The study’s authors note that while there have been past attempts to understand the thought processes of runners, the majority of these experiments took the questionable approach of relying on runners’ ability to remember what they thought about after they’d finished exercising. Hence, “there remains a lack of literature attempting to measure thought processes in real time during athletic practice/training . . . [but] a promising methodology for closing this gap in the literature lies within the use of the think-aloud protocol.”

Here’s how this “promising methodology” was applied. A sample group of ten runners, six men and four women, ages 29 to 52, all of whom had run a marathon in the past calendar year, were asked to record their thoughts during a 30-minute treadmill session and on a longer outside run. Participants wore small microphones on their shirt collars and recording devices around their waists. They were instructed to run at a “conversational” pace, so they would be able to comfortably say what was on their minds. The experiment yielded over 18 hours of recordings.

“On a normal run, I’ll have harebrained ideas about all different things,” Ben True says. “When I finish the run, shower, and eat, I’ll revisit the idea and realize that it’s not that good.”

When the results of the study were published online in the “International Journal of Exercise Psychology,” a number of publications, from the Huffington Post to the Atlantic, seized upon the apparent revelation that much of what runners think about on runs is how miserable running makes them feel. Or, as USA Today put it: “What runners think about: How much running sucks.”

Upon closer inspection, however, a few aspects of the  “Think Aloud” study seem questionable. Ten people is a tiny sample size—not nearly enough to make any larger, conclusive statements about the mind games of marathoners. And though the study’s participants were instructed not to censor anything and just blurt out whatever crossed their minds as they ran, the very process of articulation, coupled with an awareness that someone will be eventually be listening in, make a genuinely unfiltered rendering of thought processes impossible. 

In fairness to the authors of the study, this latter point is addressed, albeit very briefly, in the “Discussion” of the results section of the report:

“Additionally, although participants were requested to ‘verbalise everything that passes through your head’, they may not have shared certain thoughts for various reasons.”
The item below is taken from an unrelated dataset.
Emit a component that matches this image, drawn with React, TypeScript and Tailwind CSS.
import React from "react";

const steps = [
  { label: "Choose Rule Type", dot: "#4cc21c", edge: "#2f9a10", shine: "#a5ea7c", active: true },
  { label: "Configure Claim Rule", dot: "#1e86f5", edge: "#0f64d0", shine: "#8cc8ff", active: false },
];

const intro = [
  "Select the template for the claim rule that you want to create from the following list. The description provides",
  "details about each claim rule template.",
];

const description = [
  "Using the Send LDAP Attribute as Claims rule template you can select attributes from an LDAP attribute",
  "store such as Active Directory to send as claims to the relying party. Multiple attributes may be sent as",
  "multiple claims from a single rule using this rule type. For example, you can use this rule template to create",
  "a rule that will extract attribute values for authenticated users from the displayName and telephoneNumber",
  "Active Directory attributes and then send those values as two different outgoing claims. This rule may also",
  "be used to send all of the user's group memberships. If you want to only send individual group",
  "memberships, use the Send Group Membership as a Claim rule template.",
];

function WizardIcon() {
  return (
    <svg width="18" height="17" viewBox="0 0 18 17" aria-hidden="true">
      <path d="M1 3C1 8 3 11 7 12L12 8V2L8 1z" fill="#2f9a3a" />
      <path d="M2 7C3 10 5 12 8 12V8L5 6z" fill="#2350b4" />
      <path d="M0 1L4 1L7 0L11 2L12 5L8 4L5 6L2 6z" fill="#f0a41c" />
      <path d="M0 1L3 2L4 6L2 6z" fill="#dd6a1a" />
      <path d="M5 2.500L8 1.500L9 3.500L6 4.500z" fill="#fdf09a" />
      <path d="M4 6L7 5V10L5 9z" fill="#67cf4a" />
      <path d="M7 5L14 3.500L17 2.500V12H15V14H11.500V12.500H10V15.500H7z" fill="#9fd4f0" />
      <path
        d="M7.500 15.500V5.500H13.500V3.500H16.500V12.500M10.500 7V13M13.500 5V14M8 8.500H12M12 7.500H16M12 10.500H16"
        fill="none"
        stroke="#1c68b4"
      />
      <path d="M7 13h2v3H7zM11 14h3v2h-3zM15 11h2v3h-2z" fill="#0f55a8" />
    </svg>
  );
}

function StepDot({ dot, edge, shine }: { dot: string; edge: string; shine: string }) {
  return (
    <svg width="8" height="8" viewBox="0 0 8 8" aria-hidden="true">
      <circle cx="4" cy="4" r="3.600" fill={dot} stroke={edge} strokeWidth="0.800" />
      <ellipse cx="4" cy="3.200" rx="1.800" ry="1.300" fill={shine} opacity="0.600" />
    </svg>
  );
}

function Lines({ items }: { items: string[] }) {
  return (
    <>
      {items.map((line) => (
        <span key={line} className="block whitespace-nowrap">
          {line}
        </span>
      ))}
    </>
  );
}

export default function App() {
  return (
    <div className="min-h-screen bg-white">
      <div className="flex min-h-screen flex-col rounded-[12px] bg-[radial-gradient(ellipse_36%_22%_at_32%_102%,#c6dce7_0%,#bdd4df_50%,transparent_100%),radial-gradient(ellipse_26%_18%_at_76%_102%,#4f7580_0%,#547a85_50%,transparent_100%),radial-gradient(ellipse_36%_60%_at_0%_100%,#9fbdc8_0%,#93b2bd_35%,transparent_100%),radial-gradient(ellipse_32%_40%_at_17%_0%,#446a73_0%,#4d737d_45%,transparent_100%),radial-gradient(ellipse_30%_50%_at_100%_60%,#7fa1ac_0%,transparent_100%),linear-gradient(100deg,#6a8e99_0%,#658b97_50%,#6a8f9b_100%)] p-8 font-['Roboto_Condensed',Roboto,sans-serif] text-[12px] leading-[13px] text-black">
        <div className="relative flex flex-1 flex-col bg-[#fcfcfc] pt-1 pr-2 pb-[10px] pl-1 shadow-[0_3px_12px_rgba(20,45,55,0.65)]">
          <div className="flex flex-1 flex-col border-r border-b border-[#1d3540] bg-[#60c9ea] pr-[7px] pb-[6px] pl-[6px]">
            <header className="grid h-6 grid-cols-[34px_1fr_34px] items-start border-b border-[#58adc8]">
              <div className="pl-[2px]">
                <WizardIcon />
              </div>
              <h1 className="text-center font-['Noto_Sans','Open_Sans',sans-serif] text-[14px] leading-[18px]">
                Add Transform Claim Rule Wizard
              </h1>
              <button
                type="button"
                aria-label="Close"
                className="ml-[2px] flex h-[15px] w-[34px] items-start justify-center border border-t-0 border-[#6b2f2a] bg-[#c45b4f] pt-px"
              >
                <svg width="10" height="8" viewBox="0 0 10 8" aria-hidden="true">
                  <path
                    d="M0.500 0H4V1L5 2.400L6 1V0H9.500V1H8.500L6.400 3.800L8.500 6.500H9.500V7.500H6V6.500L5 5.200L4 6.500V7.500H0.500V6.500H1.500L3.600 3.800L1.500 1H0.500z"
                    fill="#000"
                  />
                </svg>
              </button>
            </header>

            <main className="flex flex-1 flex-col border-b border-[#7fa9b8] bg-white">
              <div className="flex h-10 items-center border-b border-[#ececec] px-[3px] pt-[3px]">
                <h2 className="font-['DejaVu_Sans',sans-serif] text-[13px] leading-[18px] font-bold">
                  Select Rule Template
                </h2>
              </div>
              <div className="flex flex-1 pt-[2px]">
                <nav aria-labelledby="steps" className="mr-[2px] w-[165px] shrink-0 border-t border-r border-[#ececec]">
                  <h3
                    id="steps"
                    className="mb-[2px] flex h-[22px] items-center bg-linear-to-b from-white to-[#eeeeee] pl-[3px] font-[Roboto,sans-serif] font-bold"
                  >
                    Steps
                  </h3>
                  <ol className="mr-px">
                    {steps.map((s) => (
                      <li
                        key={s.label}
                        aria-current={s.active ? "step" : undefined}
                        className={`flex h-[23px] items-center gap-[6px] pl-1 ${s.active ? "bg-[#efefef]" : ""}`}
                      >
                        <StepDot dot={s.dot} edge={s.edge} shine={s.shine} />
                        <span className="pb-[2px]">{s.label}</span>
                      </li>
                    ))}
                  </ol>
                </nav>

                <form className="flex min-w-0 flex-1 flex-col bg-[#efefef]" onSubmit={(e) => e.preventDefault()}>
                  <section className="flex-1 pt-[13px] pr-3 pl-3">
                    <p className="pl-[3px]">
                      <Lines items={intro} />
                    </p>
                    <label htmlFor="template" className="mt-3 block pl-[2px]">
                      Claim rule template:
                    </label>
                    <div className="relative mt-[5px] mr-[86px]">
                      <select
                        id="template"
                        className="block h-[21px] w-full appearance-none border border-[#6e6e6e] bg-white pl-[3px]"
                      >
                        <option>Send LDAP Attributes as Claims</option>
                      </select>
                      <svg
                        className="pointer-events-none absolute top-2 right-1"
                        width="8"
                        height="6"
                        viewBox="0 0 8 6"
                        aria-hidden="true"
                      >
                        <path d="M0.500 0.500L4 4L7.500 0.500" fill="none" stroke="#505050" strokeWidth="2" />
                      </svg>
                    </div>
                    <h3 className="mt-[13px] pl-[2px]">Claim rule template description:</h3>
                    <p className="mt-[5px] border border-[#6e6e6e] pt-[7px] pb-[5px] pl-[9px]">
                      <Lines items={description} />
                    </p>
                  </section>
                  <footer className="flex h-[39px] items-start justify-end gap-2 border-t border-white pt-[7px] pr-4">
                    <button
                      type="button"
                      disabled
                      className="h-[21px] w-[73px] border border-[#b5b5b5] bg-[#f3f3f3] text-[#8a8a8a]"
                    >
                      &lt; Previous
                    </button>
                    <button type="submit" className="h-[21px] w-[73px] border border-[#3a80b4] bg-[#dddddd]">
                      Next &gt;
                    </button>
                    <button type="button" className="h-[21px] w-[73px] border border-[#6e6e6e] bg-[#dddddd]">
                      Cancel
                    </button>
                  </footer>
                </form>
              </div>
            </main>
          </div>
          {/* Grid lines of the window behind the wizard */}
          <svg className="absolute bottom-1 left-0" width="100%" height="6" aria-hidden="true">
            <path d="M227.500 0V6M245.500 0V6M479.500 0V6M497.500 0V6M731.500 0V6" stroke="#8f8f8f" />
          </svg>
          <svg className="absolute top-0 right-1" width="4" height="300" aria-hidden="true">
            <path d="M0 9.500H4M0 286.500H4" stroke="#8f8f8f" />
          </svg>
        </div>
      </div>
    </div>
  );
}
As to the thoughts that they did choose to share, something struck me as rather bizarre when I related the results of the study to my own experience as a runner. While I can confirm that all three categories–Pain and Discomfort, Pace and Distance, Environment–are applicable to the kinds of things I think about when I run, I can say with confidence that the majority of my thoughts fall outside this neatly defined rubric. Yes, I think about pace and my ailing ankle every time I go out, but most of the time I’m concerned with everyday banalities that, at least as far as I can tell, have little to do with running. 

I don’t think I’m alone here. 

Just to be sure, I reached out to Boston Marathon 5k winner Ben True, figuring that if anyone’s thoughts were likely to be hyper-focused on running, while running, it would be one of the best runners in the world. When I spoke to him, True said that he tries to be very fixed on the task at hand when he’s in a race, and that sometimes during long solo runs he plays out race scenarios in his mind. When running by himself, however, he was just as likely to be figuring out what he was going to make for lunch.   
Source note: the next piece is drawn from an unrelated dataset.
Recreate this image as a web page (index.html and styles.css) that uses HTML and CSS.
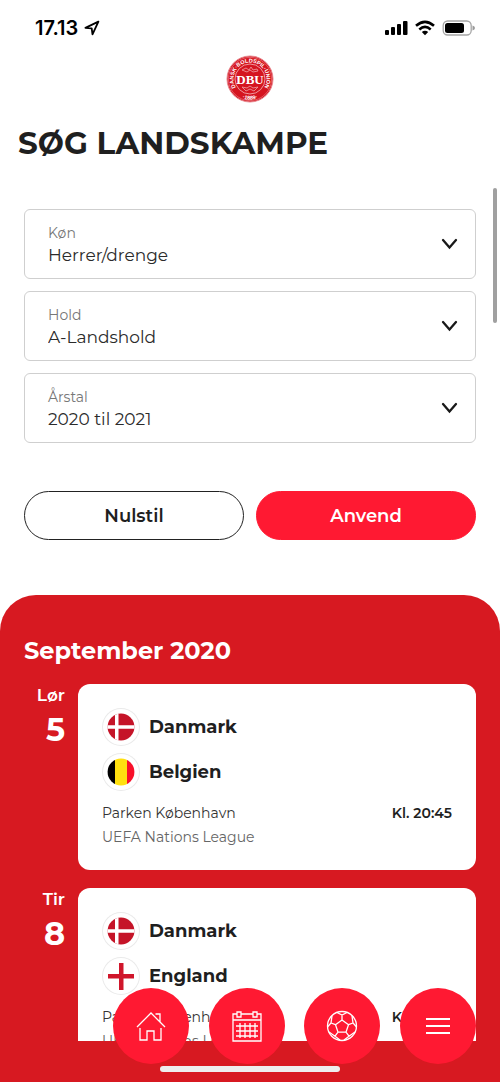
FILE: index.html
```html
<!DOCTYPE html>
<html lang="da">
<head>
<meta charset="utf-8">
<meta name="viewport" content="width=device-width, initial-scale=1">
<title>Søg landskampe</title>
<link rel="stylesheet" href="styles.css">
</head>
<body>
<svg class="defs" aria-hidden="true">
  <defs>
    <clipPath id="disc"><circle cx="19" cy="19" r="13.4"/></clipPath>
    <symbol id="flag-dk" viewBox="0 0 38 38"><g clip-path="url(#disc)"><path fill="#c51428" d="M5 5h28v28H5z"/><path fill="#fff" d="M13 5h3.500v28H13zM5 17.300h28v3.500H5z"/></g></symbol>
    <symbol id="flag-be" viewBox="0 0 38 38"><g clip-path="url(#disc)"><path d="M5 5h8v28H5z"/><path fill="#ffe00f" d="M13 5h12v28H13z"/><path fill="#f8102a" d="M25 5h8v28h-8z"/></g></symbol>
    <symbol id="flag-en" viewBox="0 0 38 38"><path fill="#d0162b" d="M17 6h4.500v11H32v4.500H21.500V33H17V21.500H6V17h11z"/></symbol>
    <symbol id="chevron" viewBox="0 0 18 14"><path d="M3 3l6.500 7.500L16 3" fill="none" stroke="#191919" stroke-width="2.300" stroke-linecap="round"/></symbol>
  </defs>
</svg>
<div class="screen">
  <header class="status">
    <div class="clock">17.13
      <svg width="16" height="16" viewBox="0 0 16 16" fill="none" stroke="#000" stroke-width="1.8" stroke-linejoin="round"><path d="M14.400 1.600L1.400 7.900l6.300.4.8 6z"/></svg>
    </div>
    <svg width="90" height="16" viewBox="0 0 90 16">
      <rect x="0" y="10" width="4" height="5" rx="1"/><rect x="6" y="7" width="4" height="8" rx="1"/><rect x="12" y="4" width="4" height="11" rx="1"/><rect x="18" y="1" width="4.500" height="14" rx="1"/>
      <g fill="none" stroke="#000" stroke-width="2.6"><path d="M31 5.800q9-8 18 0"/><path d="M34.300 9.400q5.700-5 11.400 0"/></g><path d="M36.800 12q3.200-2.400 6.400 0L40 15.300z"/>
      <rect x="58.200" y="1" width="28" height="14" rx="4.500" fill="none" stroke="#a5a5a5" stroke-width="1.300"/><rect x="60" y="3" width="19" height="10" rx="2.500"/><path fill="#999" d="M87.500 5.500q2.500.7 2.500 2.500t-2.500 2.500z"/>
    </svg>
  </header>
  <main class="content">
    <div class="brand">
      <svg width="48" height="48" viewBox="0 0 48 48" role="img" aria-label="DBU">
        <defs><path id="arc-top" d="M10.500 33.500A16.500 16.500 0 1 1 37.500 33.500"/><path id="arc-bottom" d="M11 40.200A20.800 20.800 0 0 0 37 40.200"/></defs>
        <circle cx="24" cy="24" r="23" fill="#d5141f" stroke="#e98990" stroke-width="1"/>
        <circle cx="24" cy="24" r="21.600" fill="none" stroke="#ee9da2" stroke-width=".5"/>
        <circle cx="24" cy="24" r="15" fill="none" stroke="#f4babd" stroke-width=".8"/>
        <path d="M16 15l4-2 3 2 2-3 2 3 4-1 1 2-5 1-3-2-3 2zM16 32l5 1 3-2 3 2 5-1-4 4-4-2-4 2z" fill="none" stroke="#f0a2a7" stroke-width=".8"/>
        <text class="crest-ring"><textPath href="#arc-top" startOffset="50%">DANSK·BOLDSPIL·UNION</textPath></text>
        <text class="crest-ring"><textPath href="#arc-bottom" startOffset="50%">·1889·</textPath></text>
        <text class="crest-name" x="24" y="29">DBU</text>
      </svg>
    </div>
    <h1>SØG LANDSKAMPE</h1>
    <form class="filters">
      <div class="field">
        <div class="field-body"><label for="gender">Køn</label><select id="gender"><option>Herrer/drenge</option></select></div>
        <svg class="chevron"><use href="#chevron"/></svg>
      </div>
      <div class="field">
        <div class="field-body"><label for="team">Hold</label><select id="team"><option>A-Landshold</option></select></div>
        <svg class="chevron"><use href="#chevron"/></svg>
      </div>
      <div class="field">
        <div class="field-body"><label for="year">Årstal</label><select id="year"><option>2020 til 2021</option></select></div>
        <svg class="chevron"><use href="#chevron"/></svg>
      </div>
      <div class="actions">
        <button class="btn" type="reset">Nulstil</button>
        <button class="btn btn-primary" type="button">Anvend</button>
      </div>
    </form>
    <section class="matches">
      <h2>September 2020</h2>
      <article class="match">
        <div class="date"><span class="weekday">Lør</span><span class="day">5</span></div>
        <div class="card">
          <div class="team"><svg class="flag"><use href="#flag-dk"/></svg>Danmark</div>
          <div class="team"><svg class="flag"><use href="#flag-be"/></svg>Belgien</div>
          <div class="info"><span class="venue">Parken København</span><span class="time">Kl. 20:45</span></div>
          <div class="info league">UEFA Nations League</div>
        </div>
      </article>
      <article class="match">
        <div class="date"><span class="weekday">Tir</span><span class="day">8</span></div>
        <div class="card">
          <div class="team"><svg class="flag"><use href="#flag-dk"/></svg>Danmark</div>
          <div class="team"><svg class="flag"><use href="#flag-en"/></svg>England</div>
          <div class="info"><span class="venue">Parken København</span><span class="time">Kl. 20:45</span></div>
          <div class="info league">UEFA Nations League</div>
        </div>
      </article>
    </section>
  </main>
  <div class="scroll-thumb"></div>
  <nav class="tabs">
    <button type="button" aria-label="Hjem"><svg width="32" height="32" viewBox="0 0 32 32"><path d="M2 17L16 3l14 14M5 18v12h7v-9h7v9h7V18M20.500 4H25v8"/></svg></button>
    <button type="button" aria-label="Kalender"><svg width="32" height="32" viewBox="0 0 32 32"><path d="M6 4H2v27h28V4h-4M10 4h12M2 10h28M5 16h22M5 21h22M5 26h22M9 13v15M14 13v15M19 13v15M24 13v15M6 2h4v5H6zM22 2h4v5h-4z"/></svg></button>
    <button type="button" aria-label="Kampe"><svg width="32" height="32" viewBox="0 0 32 32"><circle cx="16" cy="16" r="14.500"/><path d="M16 10l6.500 4.700-2.500 7.500h-8l-2.500-7.500zM16 10V5M22.500 14.700l4.500-1.700M20 22.200l3 4M12 22.200l-3 4M9.500 14.700L5 13M11 2.500L16 5l5-2.500M26 6l1 7 3.500 4M29 22l-6 4.200L18 30M14 30l-5-3.800L3 22M1.500 17L5 13l1-7"/></svg></button>
    <button type="button" aria-label="Menu"><svg width="32" height="32" viewBox="0 0 32 32" class="bars"><path d="M4 9h24M4 16h24M4 23h24"/></svg></button>
  </nav>
  <div class="home-indicator"></div>
</div>
</body>
</html>
```
FILE: styles.css
```css
* {
  box-sizing: border-box;
}

body {
  margin: 0;
  background: #fff;
  color: #1f1f1f;
  font-family: Montserrat, Inter, "Open Sans", sans-serif;
}

.defs {
  position: absolute;
  width: 0;
  height: 0;
}

.screen {
  position: relative;
  display: flex;
  flex-direction: column;
  height: 100vh;
  padding-bottom: 41px;
  background: linear-gradient(#fff 60%, #d71921 60%);
  overflow: hidden;
}

.status {
  display: flex;
  justify-content: space-between;
  align-items: center;
  flex: none;
  height: 55px;
  padding: 0 25px 0 35px;
  background: #fff;
}

.clock {
  display: flex;
  align-items: center;
  gap: 6px;
  color: #000;
  font: 600 20px/24px Inter, sans-serif;
}

.content {
  flex: 1;
  min-height: 0;
  overflow: hidden;
  background: #fff;
}

.brand {
  display: flex;
  justify-content: center;
}

.crest-ring {
  fill: #fff;
  font: 700 5.5px "Liberation Sans", sans-serif;
  text-anchor: middle;
}

.crest-name {
  fill: #fff;
  font: 700 13px "Liberation Serif", serif;
  text-anchor: middle;
}

h1 {
  margin: 20px 18px 46px;
  font-size: 31px;
  line-height: 40px;
  font-weight: 700;
}

.filters {
  display: grid;
  gap: 12px;
  padding: 0 24px;
}

.field {
  display: flex;
  align-items: center;
  height: 70px;
  padding: 0 17px 0 23px;
  border: 1px solid #cfcfcf;
  border-radius: 6px;
}

.field-body {
  flex: 1;
  display: flex;
  flex-direction: column;
}

.field label {
  color: #777;
  font-size: 14px;
  line-height: 22px;
}

.field select {
  appearance: none;
  width: 100%;
  height: 23px;
  padding: 0;
  border: 0;
  background: transparent;
  color: #2b2b2b;
  font: inherit;
  font-size: 17px;
}

.chevron {
  width: 18px;
  height: 14px;
}

.actions {
  display: grid;
  grid-template-columns: 1fr 1fr;
  gap: 12px;
  margin-top: 36px;
}

.btn {
  height: 49px;
  border: 1px solid #222;
  border-radius: 25px;
  background: #fff;
  color: #1f1f1f;
  font: inherit;
  font-size: 18px;
  font-weight: 600;
}

.btn-primary {
  border-color: #ff1932;
  background: #ff1932;
  color: #fff;
}

.matches {
  display: grid;
  gap: 18px;
  margin-top: 55px;
  padding: 40px 24px 24px;
  border-radius: 36px 36px 0 0;
  background: #d71921;
}

h2 {
  margin: 0;
  color: #fff;
  font-size: 24px;
  line-height: 31px;
  font-weight: 700;
}

.match {
  display: grid;
  grid-template-columns: 41px 1fr;
  gap: 13px;
}

.date {
  display: flex;
  flex-direction: column;
  color: #fff;
  text-align: right;
}

.weekday {
  font-size: 17px;
  line-height: 22px;
  font-weight: 600;
}

.day {
  font-size: 32px;
  line-height: 48px;
  font-weight: 700;
}

.card {
  padding: 24px 24px 21px;
  border-radius: 12px;
  background: #fff;
}

.team {
  display: flex;
  align-items: center;
  gap: 9px;
  margin-bottom: 7px;
  font-size: 18px;
  font-weight: 700;
}

.flag {
  width: 38px;
  height: 38px;
  border-radius: 50%;
  box-shadow: inset 0 0 0 1px #eaeaea;
}

.info {
  display: flex;
  justify-content: space-between;
  font-size: 14px;
  line-height: 24px;
}

.team + .info {
  margin-top: 10px;
}

.venue {
  color: #333;
}

.time {
  font-weight: 600;
}

.league {
  color: #666;
}

.scroll-thumb {
  position: absolute;
  top: 188px;
  right: 3px;
  width: 4px;
  height: 135px;
  border-radius: 2px;
  background: #a0a0a0;
}

.tabs {
  position: absolute;
  right: 24px;
  bottom: 18px;
  display: flex;
  justify-content: space-between;
  width: 363px;
}

.tabs button {
  display: grid;
  place-items: center;
  width: 76px;
  height: 76px;
  padding: 0;
  border: 0;
  border-radius: 50%;
  background: #ff1932;
}

.tabs svg {
  fill: none;
  stroke: #fff;
  stroke-width: 1.3;
}

.tabs .bars {
  stroke-width: 2;
}

.home-indicator {
  position: absolute;
  bottom: 10px;
  left: 32%;
  right: 32%;
  height: 6px;
  border-radius: 3px;
  background: #eee;
}
```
“On a normal run, I’ll have harebrained ideas about all different things–things I want to do later that day, things I want to do in the next five years, planning out my life,” True said. “Often, it’s some new invention that I think would be really cool, some new business plan . . . a lot of these, when I finish the run, shower, and eat, I’ll revisit the idea and realize that it’s not that good.”

If you run, you probably won’t find this to be much of a surprise. Likely you’ve had your own version of harebrained thoughts and food-specific revelries while clicking off the miles. So why no mention of these in the “Think Aloud” experiment?

Dr. Duncan Simpson, one of the study’s four coauthors, explained that the requirements for publishing the study necessitated a condensed, simplified version of the results, and that much of what runners said was left out in order to present a more coherent paper.

“We had everything,” Dr. Simpson said. “We had people talking about work. We had individuals going off and talking about dates. People talking about all sorts of different things. We did have a miscellaneous category, but it was so broad . . . so some of those miscellaneous findings we didn’t really talk about.”

Given these omissions, it might appear strange that the results of the study were presented in percentages, totaling to 100, which paints a deceptively holistic portrait. Dr. Simpson was quick to clarify that these numbers “were basically the percentages” once he and his fellow researchers had determined the categories under which to present the information. In other words, the percentages don’t take the miscellaneous category into account at all.

“The percentages were not something we really wanted to have and were particularly comfortable with doing because we couldn’t use all the data,” Simpson said, explaining that there was considerable pressure to present “more quantifiable figures.” 

Which is a good thing to remember when clicking on a headline claiming that a third of all runners hate running. Turns out that might not actually be the whole story.